Entries with page source code:
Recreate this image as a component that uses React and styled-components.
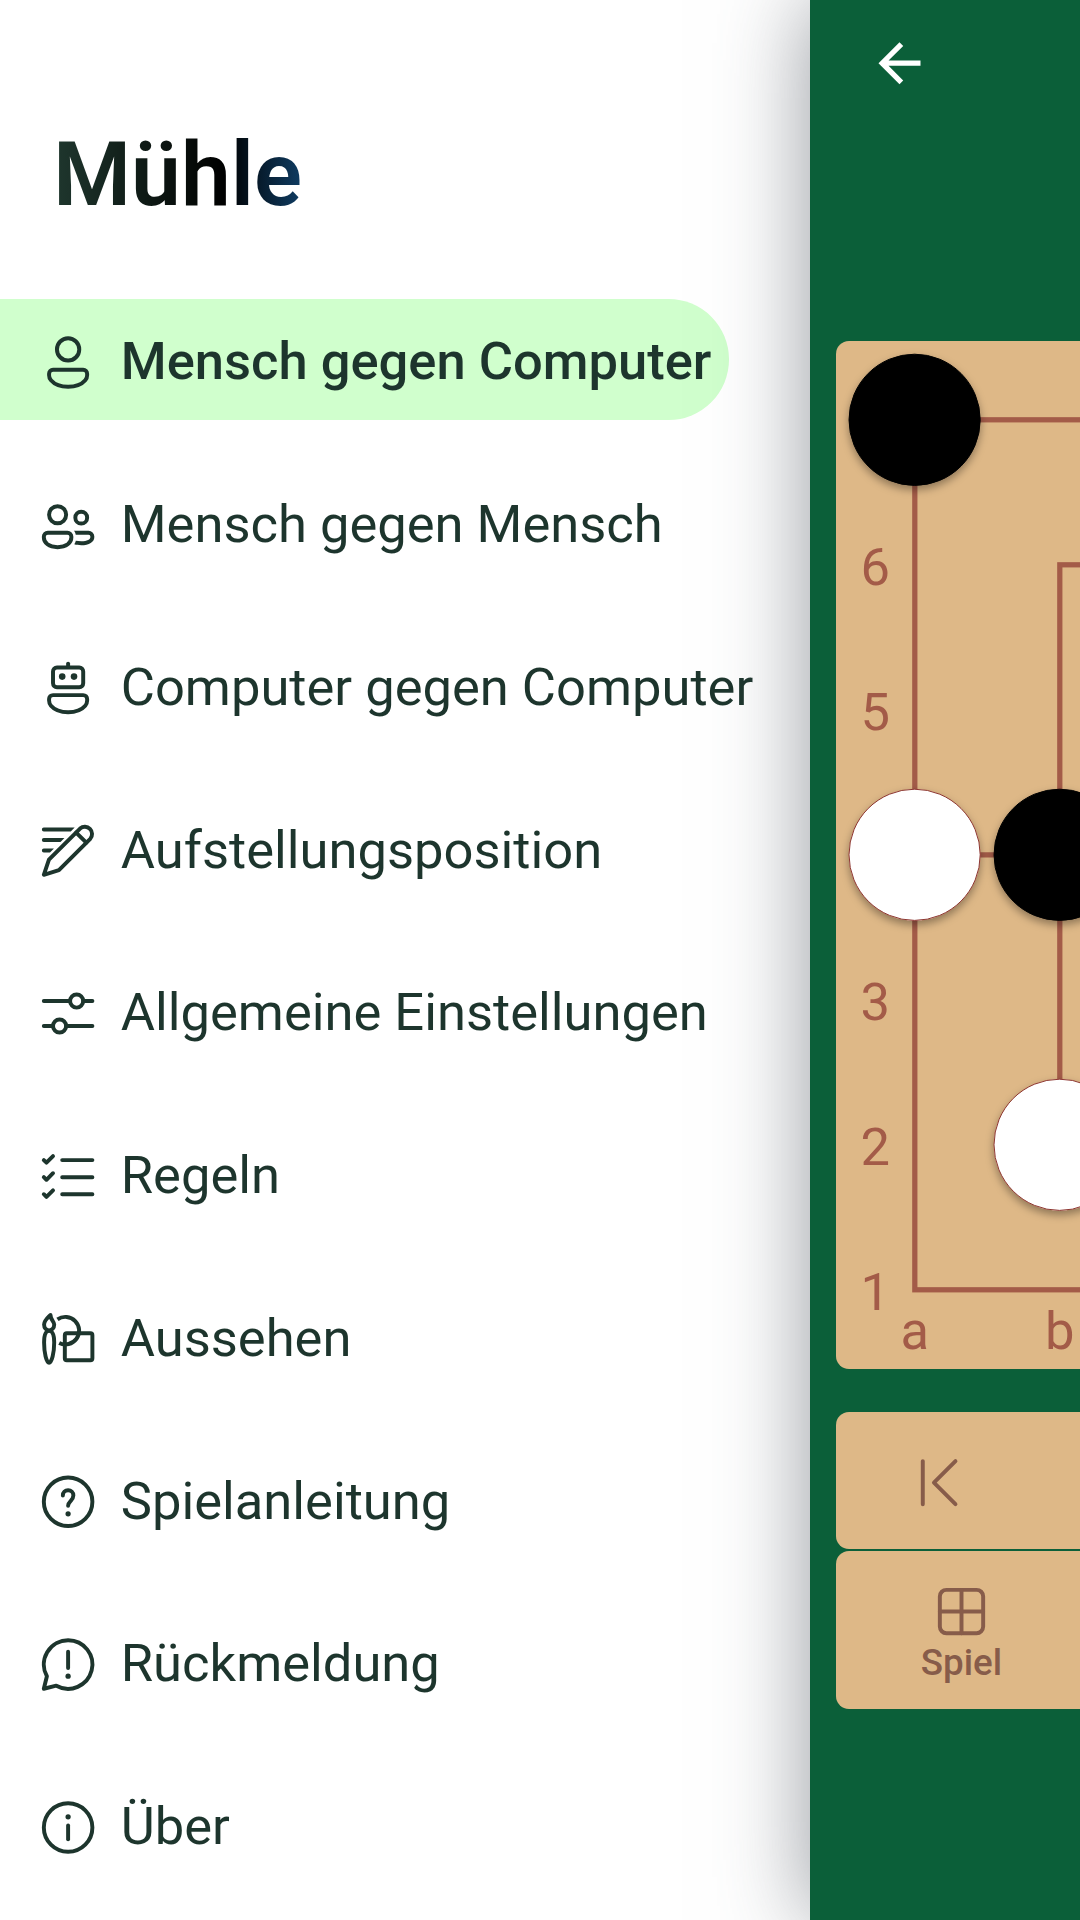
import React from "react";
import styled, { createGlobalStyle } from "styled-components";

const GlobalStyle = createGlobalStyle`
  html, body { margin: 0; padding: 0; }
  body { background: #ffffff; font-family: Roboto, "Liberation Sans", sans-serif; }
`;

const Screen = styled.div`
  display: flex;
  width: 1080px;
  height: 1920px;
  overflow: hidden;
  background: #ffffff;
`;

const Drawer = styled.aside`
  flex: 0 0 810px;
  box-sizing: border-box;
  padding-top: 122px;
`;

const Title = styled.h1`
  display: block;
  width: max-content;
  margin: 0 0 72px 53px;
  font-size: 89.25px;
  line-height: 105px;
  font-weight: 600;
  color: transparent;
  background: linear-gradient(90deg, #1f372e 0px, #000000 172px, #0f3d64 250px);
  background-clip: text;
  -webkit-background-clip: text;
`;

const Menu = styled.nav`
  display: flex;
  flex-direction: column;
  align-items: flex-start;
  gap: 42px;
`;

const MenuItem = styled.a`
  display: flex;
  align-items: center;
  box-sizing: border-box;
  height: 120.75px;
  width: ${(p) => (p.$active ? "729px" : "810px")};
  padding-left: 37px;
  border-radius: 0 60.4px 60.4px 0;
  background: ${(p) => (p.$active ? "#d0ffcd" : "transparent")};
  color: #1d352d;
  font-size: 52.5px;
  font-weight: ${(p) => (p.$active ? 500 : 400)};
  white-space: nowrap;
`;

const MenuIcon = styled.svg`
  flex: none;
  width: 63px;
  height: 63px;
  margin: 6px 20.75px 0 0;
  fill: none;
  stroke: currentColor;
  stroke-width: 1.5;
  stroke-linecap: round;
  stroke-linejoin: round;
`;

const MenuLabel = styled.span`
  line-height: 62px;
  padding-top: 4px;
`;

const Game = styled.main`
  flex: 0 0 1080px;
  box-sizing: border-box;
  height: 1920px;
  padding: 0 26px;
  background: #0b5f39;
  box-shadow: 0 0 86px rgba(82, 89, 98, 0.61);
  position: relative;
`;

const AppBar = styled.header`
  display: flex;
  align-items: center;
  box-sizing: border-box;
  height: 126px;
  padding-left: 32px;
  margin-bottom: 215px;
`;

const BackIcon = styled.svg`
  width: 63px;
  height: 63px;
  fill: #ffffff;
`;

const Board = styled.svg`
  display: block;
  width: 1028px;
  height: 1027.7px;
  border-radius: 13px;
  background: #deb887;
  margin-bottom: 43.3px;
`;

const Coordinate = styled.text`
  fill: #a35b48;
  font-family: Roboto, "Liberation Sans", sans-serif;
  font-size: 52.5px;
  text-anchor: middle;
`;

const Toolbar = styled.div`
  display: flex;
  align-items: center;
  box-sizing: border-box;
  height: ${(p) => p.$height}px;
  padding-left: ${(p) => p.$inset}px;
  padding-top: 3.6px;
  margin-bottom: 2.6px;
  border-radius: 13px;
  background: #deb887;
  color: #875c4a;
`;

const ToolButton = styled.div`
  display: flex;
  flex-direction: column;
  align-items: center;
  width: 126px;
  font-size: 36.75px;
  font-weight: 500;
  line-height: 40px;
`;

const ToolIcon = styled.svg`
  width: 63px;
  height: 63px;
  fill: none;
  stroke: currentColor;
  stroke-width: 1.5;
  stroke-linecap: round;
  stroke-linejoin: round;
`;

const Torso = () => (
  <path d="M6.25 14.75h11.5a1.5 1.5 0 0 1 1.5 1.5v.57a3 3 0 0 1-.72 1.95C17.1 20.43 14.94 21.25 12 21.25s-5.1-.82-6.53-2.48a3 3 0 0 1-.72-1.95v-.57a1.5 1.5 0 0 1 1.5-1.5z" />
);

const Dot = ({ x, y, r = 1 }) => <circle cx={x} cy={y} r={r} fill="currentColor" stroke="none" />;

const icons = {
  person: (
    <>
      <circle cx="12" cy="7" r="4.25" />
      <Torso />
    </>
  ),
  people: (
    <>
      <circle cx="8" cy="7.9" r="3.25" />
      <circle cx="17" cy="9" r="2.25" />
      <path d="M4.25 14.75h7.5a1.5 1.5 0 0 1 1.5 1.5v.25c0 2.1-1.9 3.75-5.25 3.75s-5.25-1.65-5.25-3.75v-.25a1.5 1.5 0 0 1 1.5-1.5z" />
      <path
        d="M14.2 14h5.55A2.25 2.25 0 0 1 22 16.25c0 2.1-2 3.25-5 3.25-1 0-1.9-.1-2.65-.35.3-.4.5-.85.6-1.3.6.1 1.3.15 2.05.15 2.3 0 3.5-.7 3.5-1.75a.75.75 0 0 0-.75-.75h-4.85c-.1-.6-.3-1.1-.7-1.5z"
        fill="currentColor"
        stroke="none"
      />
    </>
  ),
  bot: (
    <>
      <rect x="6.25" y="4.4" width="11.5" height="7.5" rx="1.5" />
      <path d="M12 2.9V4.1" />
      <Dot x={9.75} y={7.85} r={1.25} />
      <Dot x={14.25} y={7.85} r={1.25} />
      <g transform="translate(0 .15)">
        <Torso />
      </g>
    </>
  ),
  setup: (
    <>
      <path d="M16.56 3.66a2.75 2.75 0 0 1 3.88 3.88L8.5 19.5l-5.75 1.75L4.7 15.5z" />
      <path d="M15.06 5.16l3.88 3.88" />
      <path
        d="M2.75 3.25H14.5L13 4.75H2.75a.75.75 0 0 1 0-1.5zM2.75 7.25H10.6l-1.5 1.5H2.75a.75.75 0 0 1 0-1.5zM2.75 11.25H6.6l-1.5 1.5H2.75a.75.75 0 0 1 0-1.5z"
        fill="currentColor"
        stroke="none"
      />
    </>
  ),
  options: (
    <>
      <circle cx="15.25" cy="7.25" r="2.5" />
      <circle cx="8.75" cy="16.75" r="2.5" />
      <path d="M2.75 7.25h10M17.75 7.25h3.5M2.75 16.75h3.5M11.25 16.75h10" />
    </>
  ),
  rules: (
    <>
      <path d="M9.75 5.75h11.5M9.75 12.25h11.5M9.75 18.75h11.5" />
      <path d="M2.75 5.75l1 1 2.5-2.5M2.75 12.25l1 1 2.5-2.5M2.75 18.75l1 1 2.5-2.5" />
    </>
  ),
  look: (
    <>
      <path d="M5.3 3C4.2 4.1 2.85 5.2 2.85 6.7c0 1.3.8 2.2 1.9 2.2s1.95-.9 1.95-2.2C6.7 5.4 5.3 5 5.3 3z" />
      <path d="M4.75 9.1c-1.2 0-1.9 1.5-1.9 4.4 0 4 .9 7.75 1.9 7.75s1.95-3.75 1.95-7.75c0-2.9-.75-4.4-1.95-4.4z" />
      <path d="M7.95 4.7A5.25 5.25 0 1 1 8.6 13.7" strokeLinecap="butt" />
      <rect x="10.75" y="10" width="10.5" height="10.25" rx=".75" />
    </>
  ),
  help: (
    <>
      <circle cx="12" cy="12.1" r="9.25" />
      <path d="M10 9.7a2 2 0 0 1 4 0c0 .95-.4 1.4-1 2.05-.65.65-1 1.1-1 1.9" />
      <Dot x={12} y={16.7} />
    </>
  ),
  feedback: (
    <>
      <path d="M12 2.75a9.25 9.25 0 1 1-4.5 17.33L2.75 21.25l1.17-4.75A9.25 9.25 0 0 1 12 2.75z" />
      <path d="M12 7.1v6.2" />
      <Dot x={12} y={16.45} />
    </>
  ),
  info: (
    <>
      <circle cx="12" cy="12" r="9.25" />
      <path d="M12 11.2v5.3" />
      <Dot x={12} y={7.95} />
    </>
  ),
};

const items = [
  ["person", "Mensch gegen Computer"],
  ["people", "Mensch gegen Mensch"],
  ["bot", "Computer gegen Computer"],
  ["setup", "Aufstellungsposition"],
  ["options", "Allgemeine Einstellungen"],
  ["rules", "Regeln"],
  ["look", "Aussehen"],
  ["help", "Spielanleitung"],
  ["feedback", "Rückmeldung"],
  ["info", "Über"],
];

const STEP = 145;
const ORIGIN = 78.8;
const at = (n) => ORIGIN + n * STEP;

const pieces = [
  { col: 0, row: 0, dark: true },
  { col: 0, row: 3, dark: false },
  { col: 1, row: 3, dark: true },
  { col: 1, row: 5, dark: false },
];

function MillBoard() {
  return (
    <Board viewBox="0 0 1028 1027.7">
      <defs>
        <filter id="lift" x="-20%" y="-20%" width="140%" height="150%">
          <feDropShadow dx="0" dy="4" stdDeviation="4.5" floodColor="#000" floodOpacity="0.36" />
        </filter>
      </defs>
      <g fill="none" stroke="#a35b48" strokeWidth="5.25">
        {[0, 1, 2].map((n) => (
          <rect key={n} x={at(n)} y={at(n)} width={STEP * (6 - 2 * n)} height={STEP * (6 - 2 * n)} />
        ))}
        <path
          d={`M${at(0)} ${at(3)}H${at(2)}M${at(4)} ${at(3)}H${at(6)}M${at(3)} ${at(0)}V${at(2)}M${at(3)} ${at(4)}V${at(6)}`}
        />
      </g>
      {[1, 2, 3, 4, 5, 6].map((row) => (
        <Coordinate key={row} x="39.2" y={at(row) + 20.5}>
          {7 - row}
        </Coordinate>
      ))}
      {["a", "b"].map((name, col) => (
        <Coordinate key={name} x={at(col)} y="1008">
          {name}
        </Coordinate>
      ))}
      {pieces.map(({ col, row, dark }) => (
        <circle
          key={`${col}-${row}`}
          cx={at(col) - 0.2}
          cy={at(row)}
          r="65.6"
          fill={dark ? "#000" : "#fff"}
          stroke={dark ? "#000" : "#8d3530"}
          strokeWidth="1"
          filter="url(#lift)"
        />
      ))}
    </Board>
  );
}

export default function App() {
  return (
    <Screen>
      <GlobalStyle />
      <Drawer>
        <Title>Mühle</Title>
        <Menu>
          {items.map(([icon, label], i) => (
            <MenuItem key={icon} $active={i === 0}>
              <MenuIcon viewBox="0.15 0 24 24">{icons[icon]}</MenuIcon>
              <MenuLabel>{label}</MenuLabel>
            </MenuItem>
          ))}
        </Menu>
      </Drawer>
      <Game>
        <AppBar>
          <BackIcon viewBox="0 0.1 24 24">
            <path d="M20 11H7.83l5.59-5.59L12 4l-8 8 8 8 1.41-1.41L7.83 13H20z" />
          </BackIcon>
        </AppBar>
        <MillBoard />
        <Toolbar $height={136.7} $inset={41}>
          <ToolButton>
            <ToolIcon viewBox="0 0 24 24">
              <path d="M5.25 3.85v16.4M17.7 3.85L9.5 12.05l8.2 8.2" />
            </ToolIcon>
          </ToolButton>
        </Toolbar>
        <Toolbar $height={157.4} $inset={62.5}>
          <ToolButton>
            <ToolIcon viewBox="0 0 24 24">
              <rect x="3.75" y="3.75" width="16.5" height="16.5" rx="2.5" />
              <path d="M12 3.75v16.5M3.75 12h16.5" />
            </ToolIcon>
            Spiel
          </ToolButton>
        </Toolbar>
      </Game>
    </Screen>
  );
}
--
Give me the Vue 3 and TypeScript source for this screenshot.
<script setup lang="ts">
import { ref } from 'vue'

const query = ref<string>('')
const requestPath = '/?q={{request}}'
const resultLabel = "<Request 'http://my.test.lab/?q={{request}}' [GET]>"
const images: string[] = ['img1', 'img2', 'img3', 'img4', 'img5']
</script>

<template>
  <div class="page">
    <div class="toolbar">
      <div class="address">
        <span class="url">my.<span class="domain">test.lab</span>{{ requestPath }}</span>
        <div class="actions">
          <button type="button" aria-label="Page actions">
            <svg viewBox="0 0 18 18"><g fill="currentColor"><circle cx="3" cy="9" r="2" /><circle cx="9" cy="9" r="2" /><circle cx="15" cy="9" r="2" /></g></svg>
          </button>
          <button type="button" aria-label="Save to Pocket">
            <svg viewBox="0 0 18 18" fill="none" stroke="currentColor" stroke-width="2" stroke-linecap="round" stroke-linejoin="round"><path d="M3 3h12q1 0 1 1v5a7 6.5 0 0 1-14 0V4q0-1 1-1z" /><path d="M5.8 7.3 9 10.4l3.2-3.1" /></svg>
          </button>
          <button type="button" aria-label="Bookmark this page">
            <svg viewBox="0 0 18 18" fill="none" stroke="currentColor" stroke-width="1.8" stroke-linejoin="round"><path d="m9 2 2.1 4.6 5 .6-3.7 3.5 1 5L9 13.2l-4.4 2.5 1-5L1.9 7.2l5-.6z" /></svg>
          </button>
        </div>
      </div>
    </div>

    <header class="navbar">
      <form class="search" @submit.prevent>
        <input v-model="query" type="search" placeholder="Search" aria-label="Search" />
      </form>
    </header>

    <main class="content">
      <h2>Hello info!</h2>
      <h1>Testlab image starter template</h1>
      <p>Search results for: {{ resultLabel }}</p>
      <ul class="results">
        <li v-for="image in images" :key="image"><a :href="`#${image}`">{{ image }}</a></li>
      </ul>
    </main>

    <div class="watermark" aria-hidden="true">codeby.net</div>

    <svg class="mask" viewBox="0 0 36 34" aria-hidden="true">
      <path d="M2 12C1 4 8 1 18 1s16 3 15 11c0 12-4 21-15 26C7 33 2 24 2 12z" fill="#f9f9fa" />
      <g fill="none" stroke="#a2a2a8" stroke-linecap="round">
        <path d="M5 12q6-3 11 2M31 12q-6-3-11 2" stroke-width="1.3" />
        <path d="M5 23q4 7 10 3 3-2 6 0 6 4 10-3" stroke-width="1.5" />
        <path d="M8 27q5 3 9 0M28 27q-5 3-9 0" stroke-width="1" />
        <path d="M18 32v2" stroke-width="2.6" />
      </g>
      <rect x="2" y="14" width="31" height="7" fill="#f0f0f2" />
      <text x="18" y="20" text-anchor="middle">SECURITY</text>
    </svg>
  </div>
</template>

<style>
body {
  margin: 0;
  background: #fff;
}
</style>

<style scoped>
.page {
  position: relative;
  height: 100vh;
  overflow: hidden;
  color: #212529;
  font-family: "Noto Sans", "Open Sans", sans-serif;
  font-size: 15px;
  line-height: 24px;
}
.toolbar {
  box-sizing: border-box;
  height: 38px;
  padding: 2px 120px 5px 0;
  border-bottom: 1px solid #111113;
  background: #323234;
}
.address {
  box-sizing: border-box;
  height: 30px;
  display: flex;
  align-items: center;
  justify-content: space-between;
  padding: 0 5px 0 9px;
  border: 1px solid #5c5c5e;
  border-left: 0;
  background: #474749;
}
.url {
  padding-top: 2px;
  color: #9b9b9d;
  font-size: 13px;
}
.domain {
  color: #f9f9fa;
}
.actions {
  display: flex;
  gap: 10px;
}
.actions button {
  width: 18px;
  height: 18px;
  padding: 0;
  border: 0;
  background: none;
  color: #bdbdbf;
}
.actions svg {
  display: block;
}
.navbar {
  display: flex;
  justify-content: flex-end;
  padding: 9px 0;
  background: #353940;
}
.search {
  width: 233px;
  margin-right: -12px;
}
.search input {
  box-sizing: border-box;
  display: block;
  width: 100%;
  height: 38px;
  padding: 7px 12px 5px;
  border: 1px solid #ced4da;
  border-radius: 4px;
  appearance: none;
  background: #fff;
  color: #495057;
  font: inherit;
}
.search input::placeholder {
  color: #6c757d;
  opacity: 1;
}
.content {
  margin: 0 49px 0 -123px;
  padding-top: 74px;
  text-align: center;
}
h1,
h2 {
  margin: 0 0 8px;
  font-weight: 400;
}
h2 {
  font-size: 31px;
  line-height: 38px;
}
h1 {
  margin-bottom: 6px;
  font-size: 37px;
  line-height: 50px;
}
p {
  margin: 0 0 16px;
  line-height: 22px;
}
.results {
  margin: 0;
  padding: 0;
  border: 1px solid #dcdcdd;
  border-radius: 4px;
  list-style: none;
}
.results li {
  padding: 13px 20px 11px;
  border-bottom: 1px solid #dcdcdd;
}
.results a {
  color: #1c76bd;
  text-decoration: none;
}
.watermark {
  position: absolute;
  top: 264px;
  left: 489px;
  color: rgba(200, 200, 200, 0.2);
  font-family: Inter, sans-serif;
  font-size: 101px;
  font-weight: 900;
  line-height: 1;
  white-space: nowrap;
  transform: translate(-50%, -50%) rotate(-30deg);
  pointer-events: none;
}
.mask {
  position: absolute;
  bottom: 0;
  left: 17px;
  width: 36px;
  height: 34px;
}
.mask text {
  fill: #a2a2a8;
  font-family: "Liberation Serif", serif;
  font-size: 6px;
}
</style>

Description of the task ▸ Find and copy every line in the entries above where the string "this" occurs.

The reply ▸
Recreate this image as a component that uses React and styled-components.
Give me the Vue 3 and TypeScript source for this screenshot.
          <button type="button" aria-label="Bookmark this page">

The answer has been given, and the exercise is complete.